• [EXERCISE]
All of the material should be reproduced exactly, with pictures left out.

• [SOURCE EXCERPT]
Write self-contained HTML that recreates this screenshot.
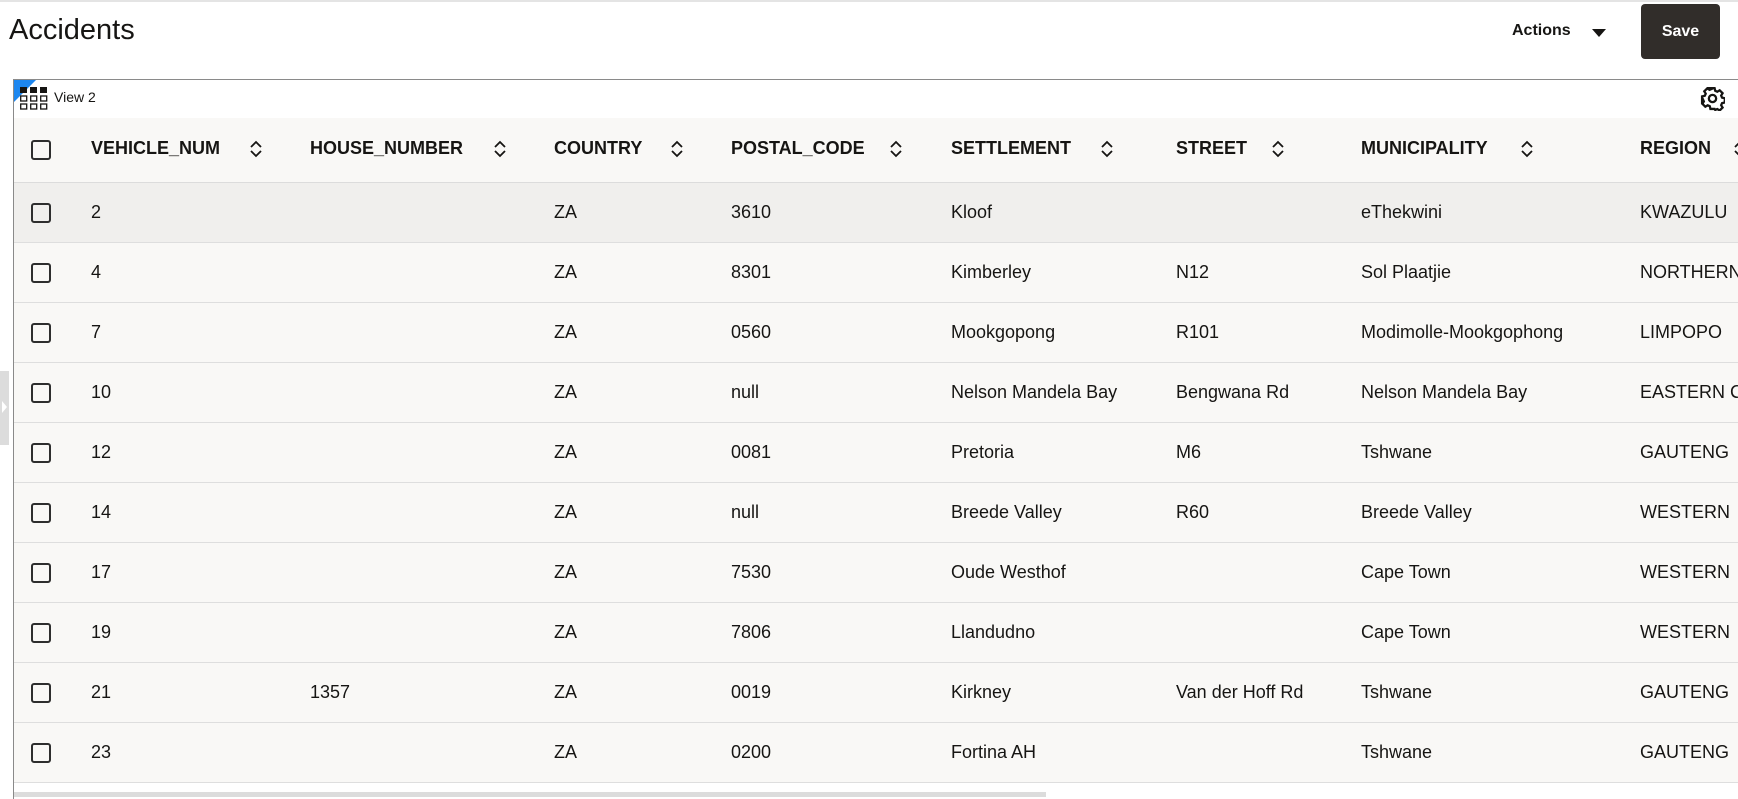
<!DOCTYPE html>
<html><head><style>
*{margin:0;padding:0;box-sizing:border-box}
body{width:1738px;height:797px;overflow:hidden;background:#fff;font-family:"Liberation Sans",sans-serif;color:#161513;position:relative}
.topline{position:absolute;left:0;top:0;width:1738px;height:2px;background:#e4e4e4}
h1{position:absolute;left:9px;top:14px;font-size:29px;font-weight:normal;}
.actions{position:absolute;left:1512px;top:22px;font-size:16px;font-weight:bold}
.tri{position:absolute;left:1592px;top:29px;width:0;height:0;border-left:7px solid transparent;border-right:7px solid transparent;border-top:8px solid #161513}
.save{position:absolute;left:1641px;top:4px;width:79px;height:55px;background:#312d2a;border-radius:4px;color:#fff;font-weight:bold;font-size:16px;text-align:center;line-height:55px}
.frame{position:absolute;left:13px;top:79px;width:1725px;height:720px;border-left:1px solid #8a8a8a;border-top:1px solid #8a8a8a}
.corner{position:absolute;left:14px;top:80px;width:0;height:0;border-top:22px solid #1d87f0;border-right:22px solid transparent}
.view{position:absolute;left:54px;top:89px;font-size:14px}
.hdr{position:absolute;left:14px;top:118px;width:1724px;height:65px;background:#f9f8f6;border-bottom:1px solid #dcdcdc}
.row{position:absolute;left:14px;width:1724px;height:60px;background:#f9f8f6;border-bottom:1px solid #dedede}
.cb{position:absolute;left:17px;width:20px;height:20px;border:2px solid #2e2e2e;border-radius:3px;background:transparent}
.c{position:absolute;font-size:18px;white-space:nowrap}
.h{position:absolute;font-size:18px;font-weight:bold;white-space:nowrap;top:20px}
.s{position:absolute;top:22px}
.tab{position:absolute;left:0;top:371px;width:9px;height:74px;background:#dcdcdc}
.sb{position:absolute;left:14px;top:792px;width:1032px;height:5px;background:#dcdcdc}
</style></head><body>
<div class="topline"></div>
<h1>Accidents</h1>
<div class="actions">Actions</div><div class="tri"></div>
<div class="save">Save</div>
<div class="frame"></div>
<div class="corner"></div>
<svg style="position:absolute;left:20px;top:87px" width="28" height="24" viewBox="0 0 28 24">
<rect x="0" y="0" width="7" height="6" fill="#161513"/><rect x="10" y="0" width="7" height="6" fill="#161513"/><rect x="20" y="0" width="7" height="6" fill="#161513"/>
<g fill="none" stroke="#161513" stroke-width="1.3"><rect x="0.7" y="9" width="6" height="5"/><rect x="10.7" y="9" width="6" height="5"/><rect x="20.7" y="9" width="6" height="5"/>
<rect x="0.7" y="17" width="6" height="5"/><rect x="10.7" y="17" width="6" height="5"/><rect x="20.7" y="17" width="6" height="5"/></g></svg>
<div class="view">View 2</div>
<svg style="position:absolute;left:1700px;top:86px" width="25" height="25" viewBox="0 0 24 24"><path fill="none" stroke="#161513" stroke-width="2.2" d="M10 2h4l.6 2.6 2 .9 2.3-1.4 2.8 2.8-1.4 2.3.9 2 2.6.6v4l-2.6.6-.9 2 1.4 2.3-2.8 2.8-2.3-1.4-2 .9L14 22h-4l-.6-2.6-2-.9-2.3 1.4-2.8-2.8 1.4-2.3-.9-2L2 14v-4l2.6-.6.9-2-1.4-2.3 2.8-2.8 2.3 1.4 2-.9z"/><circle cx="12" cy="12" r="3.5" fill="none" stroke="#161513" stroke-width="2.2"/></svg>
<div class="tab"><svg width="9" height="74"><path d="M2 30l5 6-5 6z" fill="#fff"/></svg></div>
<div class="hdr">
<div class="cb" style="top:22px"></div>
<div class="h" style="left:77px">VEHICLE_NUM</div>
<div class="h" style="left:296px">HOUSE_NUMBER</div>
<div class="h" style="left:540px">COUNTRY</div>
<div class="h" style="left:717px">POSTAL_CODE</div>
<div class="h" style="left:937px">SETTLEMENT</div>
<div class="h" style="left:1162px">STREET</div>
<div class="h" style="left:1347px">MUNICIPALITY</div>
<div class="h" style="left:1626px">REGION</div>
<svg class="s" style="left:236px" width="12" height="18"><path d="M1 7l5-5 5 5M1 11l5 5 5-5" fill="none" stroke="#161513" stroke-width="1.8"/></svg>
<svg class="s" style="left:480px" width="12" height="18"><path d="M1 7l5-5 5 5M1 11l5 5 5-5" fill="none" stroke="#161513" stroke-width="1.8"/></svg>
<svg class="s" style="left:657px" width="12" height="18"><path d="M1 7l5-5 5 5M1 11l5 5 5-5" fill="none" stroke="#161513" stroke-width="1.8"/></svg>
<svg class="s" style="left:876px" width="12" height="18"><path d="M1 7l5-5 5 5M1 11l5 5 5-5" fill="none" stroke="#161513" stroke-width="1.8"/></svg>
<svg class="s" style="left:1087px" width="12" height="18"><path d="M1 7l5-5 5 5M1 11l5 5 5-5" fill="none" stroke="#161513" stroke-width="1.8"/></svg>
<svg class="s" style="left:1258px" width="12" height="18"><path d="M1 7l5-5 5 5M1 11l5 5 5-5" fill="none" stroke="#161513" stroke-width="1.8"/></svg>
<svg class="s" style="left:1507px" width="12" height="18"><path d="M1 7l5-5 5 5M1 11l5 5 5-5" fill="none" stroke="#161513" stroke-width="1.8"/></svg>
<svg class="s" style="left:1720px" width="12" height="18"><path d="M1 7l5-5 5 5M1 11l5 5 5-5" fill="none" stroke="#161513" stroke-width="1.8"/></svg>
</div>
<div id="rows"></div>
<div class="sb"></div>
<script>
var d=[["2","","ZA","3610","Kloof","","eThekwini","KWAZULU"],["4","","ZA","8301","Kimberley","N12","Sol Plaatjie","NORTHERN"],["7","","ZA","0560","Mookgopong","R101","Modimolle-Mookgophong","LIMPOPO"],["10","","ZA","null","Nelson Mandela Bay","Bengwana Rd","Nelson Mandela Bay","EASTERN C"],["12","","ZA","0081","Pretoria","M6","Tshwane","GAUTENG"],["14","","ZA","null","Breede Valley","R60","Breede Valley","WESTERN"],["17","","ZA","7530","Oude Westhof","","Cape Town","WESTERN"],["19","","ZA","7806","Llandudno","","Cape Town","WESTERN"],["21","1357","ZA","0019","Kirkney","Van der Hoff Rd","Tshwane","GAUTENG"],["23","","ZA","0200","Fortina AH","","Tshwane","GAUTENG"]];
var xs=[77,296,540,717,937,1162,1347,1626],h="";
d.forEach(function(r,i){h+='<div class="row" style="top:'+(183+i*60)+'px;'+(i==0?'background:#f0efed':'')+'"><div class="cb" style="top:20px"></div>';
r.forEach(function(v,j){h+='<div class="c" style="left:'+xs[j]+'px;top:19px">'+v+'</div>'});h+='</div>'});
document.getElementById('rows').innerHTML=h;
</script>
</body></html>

• [FULL OUTPUT]
Write self-contained HTML that recreates this screenshot.
<!DOCTYPE html>
<html><head><style>
*{margin:0;padding:0;box-sizing:border-box}
body{width:1738px;height:797px;overflow:hidden;background:#fff;font-family:"Liberation Sans",sans-serif;color:#161513;position:relative}
.topline{position:absolute;left:0;top:0;width:1738px;height:2px;background:#e4e4e4}
h1{position:absolute;left:9px;top:14px;font-size:29px;font-weight:normal;}
.actions{position:absolute;left:1512px;top:22px;font-size:16px;font-weight:bold}
.tri{position:absolute;left:1592px;top:29px;width:0;height:0;border-left:7px solid transparent;border-right:7px solid transparent;border-top:8px solid #161513}
.save{position:absolute;left:1641px;top:4px;width:79px;height:55px;background:#312d2a;border-radius:4px;color:#fff;font-weight:bold;font-size:16px;text-align:center;line-height:55px}
.frame{position:absolute;left:13px;top:79px;width:1725px;height:720px;border-left:1px solid #8a8a8a;border-top:1px solid #8a8a8a}
.corner{position:absolute;left:14px;top:80px;width:0;height:0;border-top:22px solid #1d87f0;border-right:22px solid transparent}
.view{position:absolute;left:54px;top:89px;font-size:14px}
.hdr{position:absolute;left:14px;top:118px;width:1724px;height:65px;background:#f9f8f6;border-bottom:1px solid #dcdcdc}
.row{position:absolute;left:14px;width:1724px;height:60px;background:#f9f8f6;border-bottom:1px solid #dedede}
.cb{position:absolute;left:17px;width:20px;height:20px;border:2px solid #2e2e2e;border-radius:3px;background:transparent}
.c{position:absolute;font-size:18px;white-space:nowrap}
.h{position:absolute;font-size:18px;font-weight:bold;white-space:nowrap;top:20px}
.s{position:absolute;top:22px}
.tab{position:absolute;left:0;top:371px;width:9px;height:74px;background:#dcdcdc}
.sb{position:absolute;left:14px;top:792px;width:1032px;height:5px;background:#dcdcdc}
</style></head><body>
<div class="topline"></div>
<h1>Accidents</h1>
<div class="actions">Actions</div><div class="tri"></div>
<div class="save">Save</div>
<div class="frame"></div>
<div class="corner"></div>
<svg style="position:absolute;left:20px;top:87px" width="28" height="24" viewBox="0 0 28 24">
<rect x="0" y="0" width="7" height="6" fill="#161513"/><rect x="10" y="0" width="7" height="6" fill="#161513"/><rect x="20" y="0" width="7" height="6" fill="#161513"/>
<g fill="none" stroke="#161513" stroke-width="1.3"><rect x="0.7" y="9" width="6" height="5"/><rect x="10.7" y="9" width="6" height="5"/><rect x="20.7" y="9" width="6" height="5"/>
<rect x="0.7" y="17" width="6" height="5"/><rect x="10.7" y="17" width="6" height="5"/><rect x="20.7" y="17" width="6" height="5"/></g></svg>
<div class="view">View 2</div>
<svg style="position:absolute;left:1700px;top:86px" width="25" height="25" viewBox="0 0 24 24"><path fill="none" stroke="#161513" stroke-width="2.2" d="M10 2h4l.6 2.6 2 .9 2.3-1.4 2.8 2.8-1.4 2.3.9 2 2.6.6v4l-2.6.6-.9 2 1.4 2.3-2.8 2.8-2.3-1.4-2 .9L14 22h-4l-.6-2.6-2-.9-2.3 1.4-2.8-2.8 1.4-2.3-.9-2L2 14v-4l2.6-.6.9-2-1.4-2.3 2.8-2.8 2.3 1.4 2-.9z"/><circle cx="12" cy="12" r="3.5" fill="none" stroke="#161513" stroke-width="2.2"/></svg>
<div class="tab"><svg width="9" height="74"><path d="M2 30l5 6-5 6z" fill="#fff"/></svg></div>
<div class="hdr">
<div class="cb" style="top:22px"></div>
<div class="h" style="left:77px">VEHICLE_NUM</div>
<div class="h" style="left:296px">HOUSE_NUMBER</div>
<div class="h" style="left:540px">COUNTRY</div>
<div class="h" style="left:717px">POSTAL_CODE</div>
<div class="h" style="left:937px">SETTLEMENT</div>
<div class="h" style="left:1162px">STREET</div>
<div class="h" style="left:1347px">MUNICIPALITY</div>
<div class="h" style="left:1626px">REGION</div>
<svg class="s" style="left:236px" width="12" height="18"><path d="M1 7l5-5 5 5M1 11l5 5 5-5" fill="none" stroke="#161513" stroke-width="1.8"/></svg>
<svg class="s" style="left:480px" width="12" height="18"><path d="M1 7l5-5 5 5M1 11l5 5 5-5" fill="none" stroke="#161513" stroke-width="1.8"/></svg>
<svg class="s" style="left:657px" width="12" height="18"><path d="M1 7l5-5 5 5M1 11l5 5 5-5" fill="none" stroke="#161513" stroke-width="1.8"/></svg>
<svg class="s" style="left:876px" width="12" height="18"><path d="M1 7l5-5 5 5M1 11l5 5 5-5" fill="none" stroke="#161513" stroke-width="1.8"/></svg>
<svg class="s" style="left:1087px" width="12" height="18"><path d="M1 7l5-5 5 5M1 11l5 5 5-5" fill="none" stroke="#161513" stroke-width="1.8"/></svg>
<svg class="s" style="left:1258px" width="12" height="18"><path d="M1 7l5-5 5 5M1 11l5 5 5-5" fill="none" stroke="#161513" stroke-width="1.8"/></svg>
<svg class="s" style="left:1507px" width="12" height="18"><path d="M1 7l5-5 5 5M1 11l5 5 5-5" fill="none" stroke="#161513" stroke-width="1.8"/></svg>
<svg class="s" style="left:1720px" width="12" height="18"><path d="M1 7l5-5 5 5M1 11l5 5 5-5" fill="none" stroke="#161513" stroke-width="1.8"/></svg>
</div>
<div id="rows"></div>
<div class="sb"></div>
<script>
var d=[["2","","ZA","3610","Kloof","","eThekwini","KWAZULU"],["4","","ZA","8301","Kimberley","N12","Sol Plaatjie","NORTHERN"],["7","","ZA","0560","Mookgopong","R101","Modimolle-Mookgophong","LIMPOPO"],["10","","ZA","null","Nelson Mandela Bay","Bengwana Rd","Nelson Mandela Bay","EASTERN C"],["12","","ZA","0081","Pretoria","M6","Tshwane","GAUTENG"],["14","","ZA","null","Breede Valley","R60","Breede Valley","WESTERN"],["17","","ZA","7530","Oude Westhof","","Cape Town","WESTERN"],["19","","ZA","7806","Llandudno","","Cape Town","WESTERN"],["21","1357","ZA","0019","Kirkney","Van der Hoff Rd","Tshwane","GAUTENG"],["23","","ZA","0200","Fortina AH","","Tshwane","GAUTENG"]];
var xs=[77,296,540,717,937,1162,1347,1626],h="";
d.forEach(function(r,i){h+='<div class="row" style="top:'+(183+i*60)+'px;'+(i==0?'background:#f0efed':'')+'"><div class="cb" style="top:20px"></div>';
r.forEach(function(v,j){h+='<div class="c" style="left:'+xs[j]+'px;top:19px">'+v+'</div>'});h+='</div>'});
document.getElementById('rows').innerHTML=h;
</script>
</body></html>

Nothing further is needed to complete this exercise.